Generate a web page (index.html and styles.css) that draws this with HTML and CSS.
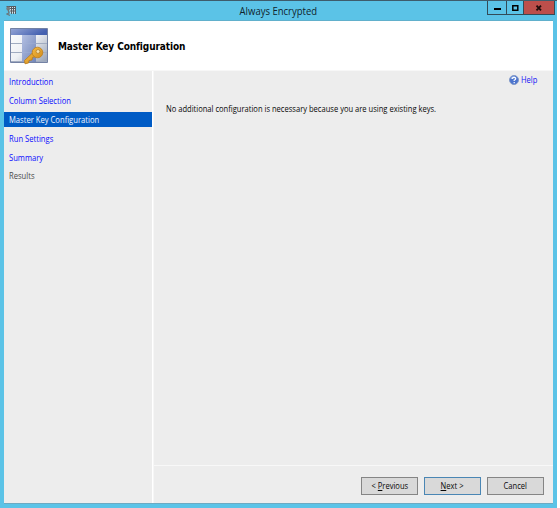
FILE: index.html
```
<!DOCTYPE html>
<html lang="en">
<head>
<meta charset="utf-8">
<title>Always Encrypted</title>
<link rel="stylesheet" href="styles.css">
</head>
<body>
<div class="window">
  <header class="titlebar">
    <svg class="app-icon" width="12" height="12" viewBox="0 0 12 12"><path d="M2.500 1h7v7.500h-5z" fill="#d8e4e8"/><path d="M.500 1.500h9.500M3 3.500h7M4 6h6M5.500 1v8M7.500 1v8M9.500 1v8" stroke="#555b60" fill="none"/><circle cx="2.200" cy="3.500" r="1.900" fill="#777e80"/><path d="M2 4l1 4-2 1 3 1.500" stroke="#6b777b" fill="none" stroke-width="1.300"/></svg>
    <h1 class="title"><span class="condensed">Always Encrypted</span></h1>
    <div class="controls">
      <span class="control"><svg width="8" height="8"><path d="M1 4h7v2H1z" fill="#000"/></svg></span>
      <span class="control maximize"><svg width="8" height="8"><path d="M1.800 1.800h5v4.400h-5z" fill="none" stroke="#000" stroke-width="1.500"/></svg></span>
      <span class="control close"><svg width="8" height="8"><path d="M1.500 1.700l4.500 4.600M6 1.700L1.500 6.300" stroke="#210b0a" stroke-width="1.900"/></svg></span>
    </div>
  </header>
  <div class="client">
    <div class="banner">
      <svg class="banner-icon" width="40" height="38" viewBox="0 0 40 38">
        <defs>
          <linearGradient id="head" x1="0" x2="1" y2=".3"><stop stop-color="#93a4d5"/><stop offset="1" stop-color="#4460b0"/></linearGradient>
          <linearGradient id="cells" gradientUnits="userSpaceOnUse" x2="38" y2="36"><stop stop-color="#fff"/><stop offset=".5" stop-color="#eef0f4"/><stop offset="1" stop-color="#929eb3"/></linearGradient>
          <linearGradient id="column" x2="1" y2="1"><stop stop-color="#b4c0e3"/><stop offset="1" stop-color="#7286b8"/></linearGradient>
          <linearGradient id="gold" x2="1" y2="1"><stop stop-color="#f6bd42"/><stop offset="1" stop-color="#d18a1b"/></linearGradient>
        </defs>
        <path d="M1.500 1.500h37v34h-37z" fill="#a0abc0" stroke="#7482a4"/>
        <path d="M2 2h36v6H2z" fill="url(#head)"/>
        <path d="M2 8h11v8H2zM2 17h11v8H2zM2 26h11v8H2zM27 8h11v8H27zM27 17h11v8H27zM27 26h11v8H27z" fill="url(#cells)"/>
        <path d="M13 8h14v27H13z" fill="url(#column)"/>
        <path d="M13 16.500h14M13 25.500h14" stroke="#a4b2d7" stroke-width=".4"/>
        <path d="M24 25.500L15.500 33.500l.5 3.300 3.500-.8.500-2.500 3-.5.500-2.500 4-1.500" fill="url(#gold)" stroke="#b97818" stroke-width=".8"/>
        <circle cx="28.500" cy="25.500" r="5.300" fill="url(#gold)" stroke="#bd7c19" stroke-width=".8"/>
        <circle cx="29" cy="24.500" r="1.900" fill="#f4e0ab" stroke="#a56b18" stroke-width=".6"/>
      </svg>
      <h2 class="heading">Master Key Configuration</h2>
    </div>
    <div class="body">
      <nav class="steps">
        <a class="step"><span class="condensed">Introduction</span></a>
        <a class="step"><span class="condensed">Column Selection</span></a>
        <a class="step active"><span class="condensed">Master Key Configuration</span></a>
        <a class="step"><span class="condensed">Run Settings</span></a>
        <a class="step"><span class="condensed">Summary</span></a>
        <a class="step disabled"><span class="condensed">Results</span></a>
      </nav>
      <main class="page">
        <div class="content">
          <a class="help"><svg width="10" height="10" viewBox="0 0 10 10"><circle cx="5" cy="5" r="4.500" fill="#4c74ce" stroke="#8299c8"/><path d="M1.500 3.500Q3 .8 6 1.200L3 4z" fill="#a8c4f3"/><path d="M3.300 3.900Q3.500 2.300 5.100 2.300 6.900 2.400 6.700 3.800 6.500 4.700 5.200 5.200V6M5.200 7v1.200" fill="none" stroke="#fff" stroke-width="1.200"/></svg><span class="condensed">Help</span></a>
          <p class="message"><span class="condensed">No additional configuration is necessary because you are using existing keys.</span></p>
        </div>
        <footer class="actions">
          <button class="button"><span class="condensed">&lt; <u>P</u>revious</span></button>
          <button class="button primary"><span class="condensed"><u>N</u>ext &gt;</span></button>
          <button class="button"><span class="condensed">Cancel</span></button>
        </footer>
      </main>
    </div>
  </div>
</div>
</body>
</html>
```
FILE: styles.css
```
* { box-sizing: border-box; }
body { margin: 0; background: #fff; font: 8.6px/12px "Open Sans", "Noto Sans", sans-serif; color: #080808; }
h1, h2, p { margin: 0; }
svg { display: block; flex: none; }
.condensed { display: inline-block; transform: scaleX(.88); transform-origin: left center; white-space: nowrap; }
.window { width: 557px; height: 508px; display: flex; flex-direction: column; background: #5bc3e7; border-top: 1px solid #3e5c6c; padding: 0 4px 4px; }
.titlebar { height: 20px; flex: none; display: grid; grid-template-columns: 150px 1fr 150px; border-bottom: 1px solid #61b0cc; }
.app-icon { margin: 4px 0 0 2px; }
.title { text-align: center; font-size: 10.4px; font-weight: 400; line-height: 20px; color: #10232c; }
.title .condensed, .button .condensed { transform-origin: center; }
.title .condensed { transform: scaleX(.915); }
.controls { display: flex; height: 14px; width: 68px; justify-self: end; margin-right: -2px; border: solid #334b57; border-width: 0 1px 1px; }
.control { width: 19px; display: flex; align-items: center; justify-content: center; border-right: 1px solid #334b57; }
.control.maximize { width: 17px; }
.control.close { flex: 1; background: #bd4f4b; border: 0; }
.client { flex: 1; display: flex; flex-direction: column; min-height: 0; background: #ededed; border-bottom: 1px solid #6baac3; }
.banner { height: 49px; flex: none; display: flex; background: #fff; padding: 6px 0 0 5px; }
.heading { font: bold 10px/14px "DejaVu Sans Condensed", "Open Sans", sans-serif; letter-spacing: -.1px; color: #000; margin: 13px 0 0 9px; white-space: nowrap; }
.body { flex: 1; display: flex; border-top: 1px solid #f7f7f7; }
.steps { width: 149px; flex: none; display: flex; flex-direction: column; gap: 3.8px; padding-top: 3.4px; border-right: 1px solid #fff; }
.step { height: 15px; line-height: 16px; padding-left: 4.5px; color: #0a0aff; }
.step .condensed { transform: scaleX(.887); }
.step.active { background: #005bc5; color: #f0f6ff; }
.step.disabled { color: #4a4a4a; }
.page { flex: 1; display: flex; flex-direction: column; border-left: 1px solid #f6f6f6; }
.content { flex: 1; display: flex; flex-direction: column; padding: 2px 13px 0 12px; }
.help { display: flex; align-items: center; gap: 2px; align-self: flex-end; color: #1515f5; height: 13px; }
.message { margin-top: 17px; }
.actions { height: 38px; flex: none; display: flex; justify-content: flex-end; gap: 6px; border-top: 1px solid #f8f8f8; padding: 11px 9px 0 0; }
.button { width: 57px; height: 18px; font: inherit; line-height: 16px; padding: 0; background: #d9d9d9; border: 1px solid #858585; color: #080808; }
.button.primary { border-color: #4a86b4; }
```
+ + + + +
Check each line above for the word "html", and copy the lines where it appears.

Generate a web page (index.html and styles.css) that draws this with HTML and CSS.
FILE: index.html
<!DOCTYPE html>
<html lang="en">
</html>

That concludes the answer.